Earlier this year, the Trump administration awarded The Gilders’ Studio a $2.8 million no-bid contract to do their best King Midas impression on the statues, which have been on the Washington, D.C. end of the bridge since 1951.
Trump promised the gilding work would be finished by the July 4th semi-quincentennial celebrations, but the project is still unfinished and the cost has reportedly ballooned to $5 million and counting.
To bypass the pesky requirement of congressional authorization, Justice Department and administration lawyers have drafted a highly unusual legal defense: they claim that a century-old congressional act from 1925, which originally envisioned two 166-foot-tall columns to represent Civil War reconciliation, somehow grants them the unilateral authority to build a 250-foot-tall arch today.
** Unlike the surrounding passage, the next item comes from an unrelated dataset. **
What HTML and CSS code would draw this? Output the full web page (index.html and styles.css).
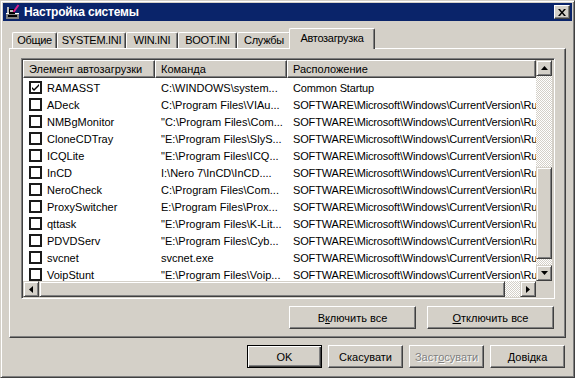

Trump’s officials have argued that the century-old discretion to modify monument designs never expired, effectively attempting to leverage a forgotten Jazz Age blueprint into a blank check for a modern, personal monolith.
At 250 feet tall, the proposed arch would absolutely dwarf the nearby 99-foot-tall Lincoln Memorial, completely severing the historic, symbolic sightline connecting Abraham Lincoln’s monument with the cemetery where many of the troops who died during his presidency are buried.
Despite a public comment period that generated over 100,000 responses — including a public hearing where federal planners reported that 100 percent of the feedback submitted to the Commission of Fine Arts was opposed to the project — the administration’s handpicked panels have rushed to clear the runway. The U.S. Commission of Fine Arts, composed entirely of Trump appointees, swiftly approved the design concept, albeit after stripping out four proposed stone lions at the base.
More recently, the National Capital Planning Commission voted 8–1 to advance the preliminary plans, though there remains the possibility that the monument may need to be reduced in size to avoid interfering with flights to and from Washington National Airport.